**PROMPT:** Give the data below again exactly as it stands. Omit the pictures.

**DATA PROVIDED:**
=-=-=-=-=

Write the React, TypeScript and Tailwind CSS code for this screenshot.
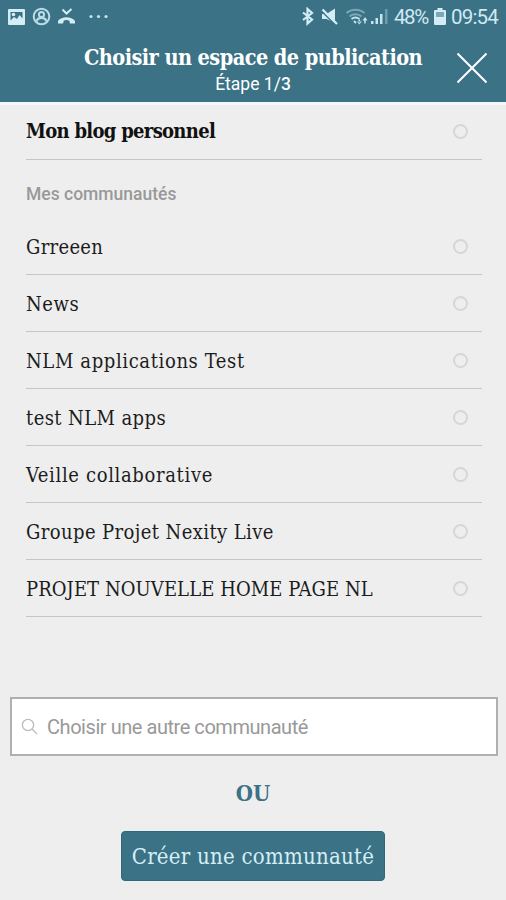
import clsx from 'clsx'

const slab = "font-['DejaVu_Serif_Condensed','DejaVu_Serif',serif] [font-stretch:condensed]"

const communities = [
  { name: 'Grreeen', tracking: 'tracking-[0.3px]' },
  { name: 'News', tracking: 'tracking-[0.6px]' },
  { name: 'NLM applications Test', tracking: 'tracking-[0.62px]' },
  { name: 'test NLM apps', tracking: 'tracking-[0.4px]' },
  { name: 'Veille collaborative', tracking: 'tracking-[0.65px]' },
  { name: 'Groupe Projet Nexity Live', tracking: 'tracking-[0.4px]' },
  { name: 'PROJET NOUVELLE HOME PAGE NL', tracking: 'tracking-[0.07px]' },
]

function StatusIcons() {
  return (
    <svg width="110" height="20" viewBox="0 0 110 20" fill="none" className="shrink-0">
      {/* picture */}
      <path d="M2 2h15q1 0 1 1v14q0 1-1 1H2q-1 0-1-1V3q0-1 1-1z" fill="#d3edf5" />
      <path d="M3.500 5h12v6.500l-3-3.500-2.500 4-3-2-3.500 3.500z" fill="#3b7285" />
      <circle cx="6.500" cy="7.500" r="1.800" fill="#d3edf5" />
      {/* account */}
      <circle cx="34.500" cy="9.500" r="7.800" stroke="#b9dce8" strokeWidth="2" />
      <circle cx="34.500" cy="7.500" r="2.600" stroke="#b9dce8" strokeWidth="2" />
      <path d="M29.800 14.500c.4-4.800 9-4.800 9.400 0" stroke="#b9dce8" strokeWidth="2.200" />
      {/* missed call */}
      <path d="M55.500 2.500l4 4L64.500 2" stroke="#d3edf5" strokeWidth="2" />
      <path d="M51 16.500v-2.500c3.500-5 13.500-5 17 0v2.500h-5l-.8-3c-1.800-.7-3.600-.7-5.400 0l-.8 3z" fill="#d3edf5" />
      <g fill="#c5e4ee">
        <circle cx="84" cy="9.500" r="1.600" />
        <circle cx="91.500" cy="9.500" r="1.600" />
        <circle cx="99" cy="9.500" r="1.600" />
      </g>
    </svg>
  )
}

function SignalIcons() {
  return (
    <svg width="88" height="20" viewBox="0 0 88 20" fill="none" className="shrink-0">
      {/* bluetooth */}
      <path d="M2 5.500l9 7-4.500 4V2L11 6l-9 7" stroke="#d3edf5" strokeWidth="2.200" />
      {/* muted speaker */}
      <path d="M21 7h4.500L34 1.500v14.500l-8.500-4H21z" fill="#d3edf5" />
      <path d="M20.500 4L35 18.500" stroke="#3b7285" strokeWidth="1.500" />
      <path d="M21.500 2.500L36 17" stroke="#d3edf5" strokeWidth="2.300" />
      {/* wifi */}
      <path d="M45.500 6c5-4.500 13-4.500 18 0M48.500 9.500c3.500-3 9-3 12 0" stroke="#7ba7b6" strokeWidth="2" />
      <path d="M50.500 12c2.500-2 5.500-2 8 0M53 14l2 2" stroke="#c5e4ee" strokeWidth="1.900" />
      <path d="M56 14.500l2.300 3 2.500-3zM57.600 12.500h1.500v3h-1.500zM61.500 13.500L64 10l2.500 3.500zM63.200 12.500h1.500v4h-1.500z" fill="#c5e4ee" />
      {/* signal bars */}
      <path d="M70 17v-3h2.500v3zM74.500 17v-6H77v6zM79 17V7h2.500v10z" fill="#c5e4ee" />
      <path d="M84 17V2h2.500v15z" fill="#6d9caf" />
    </svg>
  )
}

function BatteryIcon() {
  return (
    <svg width="12" height="18" viewBox="0 0 12 18" className="shrink-0">
      <path d="M3.500 0h5v2H11q1 0 1 1v13q0 1-1 1H1q-1 0-1-1V3q0-1 1-1h2.500z" fill="#d3edf5" />
      <path d="M2 4h8v5H2z" fill="#7ba7b6" />
    </svg>
  )
}

interface RowProps {
  label: string
  className?: string
}

function Row({ label, className }: RowProps) {
  return (
    <div className="mx-[26px] flex h-[57px] w-[456px] items-center justify-between border-b-[1.5px] border-[#c6c6c6] pr-[14px]">
      <span className={clsx(slab, 'whitespace-nowrap', className)}>{label}</span>
      <span className="h-[15px] w-[15px] shrink-0 rounded-full border-2 border-[#d6d6d6]" />
    </div>
  )
}

export default function App() {
  return (
    <div className="flex h-[900px] w-[506px] flex-col overflow-hidden bg-[#eee] font-[Roboto,sans-serif]">
      <header className="h-[102px] bg-[#3b7285]">
        <div className="flex h-[34px] items-center justify-between pl-[7px] pr-[7px]">
          <StatusIcons />
          <div className="flex items-center text-[#cfe9f2]">
            <SignalIcons />
            <span className="ml-[5px] w-[35px] whitespace-nowrap text-[20.500px] leading-[20px] tracking-[-1.4px]">48%</span>
            <span className="ml-[5px]"><BatteryIcon /></span>
            <span className="ml-[5px] w-[48px] whitespace-nowrap text-[20.500px] leading-[20px] tracking-[-0.8px]">09:54</span>
          </div>
        </div>
        <div className="flex h-[68px]">
          <div className="ml-[70px] flex w-[366px] flex-col items-center text-white">
            <h1 className={clsx(slab, 'mt-[10px] whitespace-nowrap text-[21.500px] leading-[28px] font-bold tracking-[-0.55px]')}>
              Choisir un espace de publication
            </h1>
            <p className="mt-[2px] text-[17.500px] leading-[20px]">
              Étape 1/<span className="font-medium">3</span>
            </p>
          </div>
          <svg width="32" height="32" viewBox="0 0 32 32" className="ml-[20px] mt-[18px]" stroke="#fff" strokeWidth="2">
            <path d="M1.500 1.500l29 29M30.500 1.500l-29 29" />
          </svg>
        </div>
      </header>

      <div className="h-[3px] bg-[#f5f5fc]" />
      <div className="-mt-[2px]">
        <Row label="Mon blog personnel" className="text-[20px] font-bold tracking-[-0.7px] text-[#111]" />
      </div>
      <h2 className="ml-[26px] mt-[23px] text-[17.500px] leading-[22px] font-medium text-[#999]">Mes communautés</h2>

      <div className="mt-[13px]">
        {communities.map((c) => (
          <Row key={c.name} label={c.name} className={clsx('mt-[2px] text-[20px] text-[#1c1c1c]', c.tracking)} />
        ))}
      </div>

      <div className="ml-[10px] mt-[80px] flex h-[59px] w-[488px] items-center border-2 border-[#b0b0b0] bg-white pl-[9px]">
        <svg width="17" height="17" viewBox="0 0 17 17" fill="none" stroke="#bbb" strokeWidth="1.300">
          <circle cx="7" cy="7" r="5.600" />
          <path d="M11 11l5 5" />
        </svg>
        <span className="ml-[9px] text-[20px] leading-[24px] tracking-[-0.45px] text-[#999]">Choisir une autre communauté</span>
      </div>

      <p className={clsx(slab, 'mt-[22px] text-center text-[22px] leading-[30px] font-bold text-[#3b7285]')}>OU</p>

      <button className={clsx(slab, 'mx-auto mt-[23px] h-[50px] w-[264px] whitespace-nowrap rounded-[4px] border border-[#2f687b] bg-[#3b7285] text-[22px] tracking-[0.25px] text-[#d6eef6]')}>
        Créer une communauté
      </button>
    </div>
  )
}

=-=-=-=-=

**EXERCISE SOLUTION:**
Write the React, TypeScript and Tailwind CSS code for this screenshot.
import clsx from 'clsx'

const slab = "font-['DejaVu_Serif_Condensed','DejaVu_Serif',serif] [font-stretch:condensed]"

const communities = [
  { name: 'Grreeen', tracking: 'tracking-[0.3px]' },
  { name: 'News', tracking: 'tracking-[0.6px]' },
  { name: 'NLM applications Test', tracking: 'tracking-[0.62px]' },
  { name: 'test NLM apps', tracking: 'tracking-[0.4px]' },
  { name: 'Veille collaborative', tracking: 'tracking-[0.65px]' },
  { name: 'Groupe Projet Nexity Live', tracking: 'tracking-[0.4px]' },
  { name: 'PROJET NOUVELLE HOME PAGE NL', tracking: 'tracking-[0.07px]' },
]

function StatusIcons() {
  return (
    <svg width="110" height="20" viewBox="0 0 110 20" fill="none" className="shrink-0">
      {/* picture */}
      <path d="M2 2h15q1 0 1 1v14q0 1-1 1H2q-1 0-1-1V3q0-1 1-1z" fill="#d3edf5" />
      <path d="M3.500 5h12v6.500l-3-3.500-2.500 4-3-2-3.500 3.500z" fill="#3b7285" />
      <circle cx="6.500" cy="7.500" r="1.800" fill="#d3edf5" />
      {/* account */}
      <circle cx="34.500" cy="9.500" r="7.800" stroke="#b9dce8" strokeWidth="2" />
      <circle cx="34.500" cy="7.500" r="2.600" stroke="#b9dce8" strokeWidth="2" />
      <path d="M29.800 14.500c.4-4.800 9-4.800 9.400 0" stroke="#b9dce8" strokeWidth="2.200" />
      {/* missed call */}
      <path d="M55.500 2.500l4 4L64.500 2" stroke="#d3edf5" strokeWidth="2" />
      <path d="M51 16.500v-2.500c3.500-5 13.500-5 17 0v2.500h-5l-.8-3c-1.800-.7-3.600-.7-5.400 0l-.8 3z" fill="#d3edf5" />
      <g fill="#c5e4ee">
        <circle cx="84" cy="9.500" r="1.600" />
        <circle cx="91.500" cy="9.500" r="1.600" />
        <circle cx="99" cy="9.500" r="1.600" />
      </g>
    </svg>
  )
}

function SignalIcons() {
  return (
    <svg width="88" height="20" viewBox="0 0 88 20" fill="none" className="shrink-0">
      {/* bluetooth */}
      <path d="M2 5.500l9 7-4.500 4V2L11 6l-9 7" stroke="#d3edf5" strokeWidth="2.200" />
      {/* muted speaker */}
      <path d="M21 7h4.500L34 1.500v14.500l-8.500-4H21z" fill="#d3edf5" />
      <path d="M20.500 4L35 18.500" stroke="#3b7285" strokeWidth="1.500" />
      <path d="M21.500 2.500L36 17" stroke="#d3edf5" strokeWidth="2.300" />
      {/* wifi */}
      <path d="M45.500 6c5-4.500 13-4.500 18 0M48.500 9.500c3.500-3 9-3 12 0" stroke="#7ba7b6" strokeWidth="2" />
      <path d="M50.500 12c2.500-2 5.500-2 8 0M53 14l2 2" stroke="#c5e4ee" strokeWidth="1.900" />
      <path d="M56 14.500l2.300 3 2.500-3zM57.600 12.500h1.500v3h-1.500zM61.500 13.500L64 10l2.500 3.500zM63.200 12.500h1.500v4h-1.500z" fill="#c5e4ee" />
      {/* signal bars */}
      <path d="M70 17v-3h2.500v3zM74.500 17v-6H77v6zM79 17V7h2.500v10z" fill="#c5e4ee" />
      <path d="M84 17V2h2.500v15z" fill="#6d9caf" />
    </svg>
  )
}

function BatteryIcon() {
  return (
    <svg width="12" height="18" viewBox="0 0 12 18" className="shrink-0">
      <path d="M3.500 0h5v2H11q1 0 1 1v13q0 1-1 1H1q-1 0-1-1V3q0-1 1-1h2.500z" fill="#d3edf5" />
      <path d="M2 4h8v5H2z" fill="#7ba7b6" />
    </svg>
  )
}

interface RowProps {
  label: string
  className?: string
}

function Row({ label, className }: RowProps) {
  return (
    <div className="mx-[26px] flex h-[57px] w-[456px] items-center justify-between border-b-[1.5px] border-[#c6c6c6] pr-[14px]">
      <span className={clsx(slab, 'whitespace-nowrap', className)}>{label}</span>
      <span className="h-[15px] w-[15px] shrink-0 rounded-full border-2 border-[#d6d6d6]" />
    </div>
  )
}

export default function App() {
  return (
    <div className="flex h-[900px] w-[506px] flex-col overflow-hidden bg-[#eee] font-[Roboto,sans-serif]">
      <header className="h-[102px] bg-[#3b7285]">
        <div className="flex h-[34px] items-center justify-between pl-[7px] pr-[7px]">
          <StatusIcons />
          <div className="flex items-center text-[#cfe9f2]">
            <SignalIcons />
            <span className="ml-[5px] w-[35px] whitespace-nowrap text-[20.500px] leading-[20px] tracking-[-1.4px]">48%</span>
            <span className="ml-[5px]"><BatteryIcon /></span>
            <span className="ml-[5px] w-[48px] whitespace-nowrap text-[20.500px] leading-[20px] tracking-[-0.8px]">09:54</span>
          </div>
        </div>
        <div className="flex h-[68px]">
          <div className="ml-[70px] flex w-[366px] flex-col items-center text-white">
            <h1 className={clsx(slab, 'mt-[10px] whitespace-nowrap text-[21.500px] leading-[28px] font-bold tracking-[-0.55px]')}>
              Choisir un espace de publication
            </h1>
            <p className="mt-[2px] text-[17.500px] leading-[20px]">
              Étape 1/<span className="font-medium">3</span>
            </p>
          </div>
          <svg width="32" height="32" viewBox="0 0 32 32" className="ml-[20px] mt-[18px]" stroke="#fff" strokeWidth="2">
            <path d="M1.500 1.500l29 29M30.500 1.500l-29 29" />
          </svg>
        </div>
      </header>

      <div className="h-[3px] bg-[#f5f5fc]" />
      <div className="-mt-[2px]">
        <Row label="Mon blog personnel" className="text-[20px] font-bold tracking-[-0.7px] text-[#111]" />
      </div>
      <h2 className="ml-[26px] mt-[23px] text-[17.500px] leading-[22px] font-medium text-[#999]">Mes communautés</h2>

      <div className="mt-[13px]">
        {communities.map((c) => (
          <Row key={c.name} label={c.name} className={clsx('mt-[2px] text-[20px] text-[#1c1c1c]', c.tracking)} />
        ))}
      </div>

      <div className="ml-[10px] mt-[80px] flex h-[59px] w-[488px] items-center border-2 border-[#b0b0b0] bg-white pl-[9px]">
        <svg width="17" height="17" viewBox="0 0 17 17" fill="none" stroke="#bbb" strokeWidth="1.300">
          <circle cx="7" cy="7" r="5.600" />
          <path d="M11 11l5 5" />
        </svg>
        <span className="ml-[9px] text-[20px] leading-[24px] tracking-[-0.45px] text-[#999]">Choisir une autre communauté</span>
      </div>

      <p className={clsx(slab, 'mt-[22px] text-center text-[22px] leading-[30px] font-bold text-[#3b7285]')}>OU</p>

      <button className={clsx(slab, 'mx-auto mt-[23px] h-[50px] w-[264px] whitespace-nowrap rounded-[4px] border border-[#2f687b] bg-[#3b7285] text-[22px] tracking-[0.25px] text-[#d6eef6]')}>
        Créer une communauté
      </button>
    </div>
  )
}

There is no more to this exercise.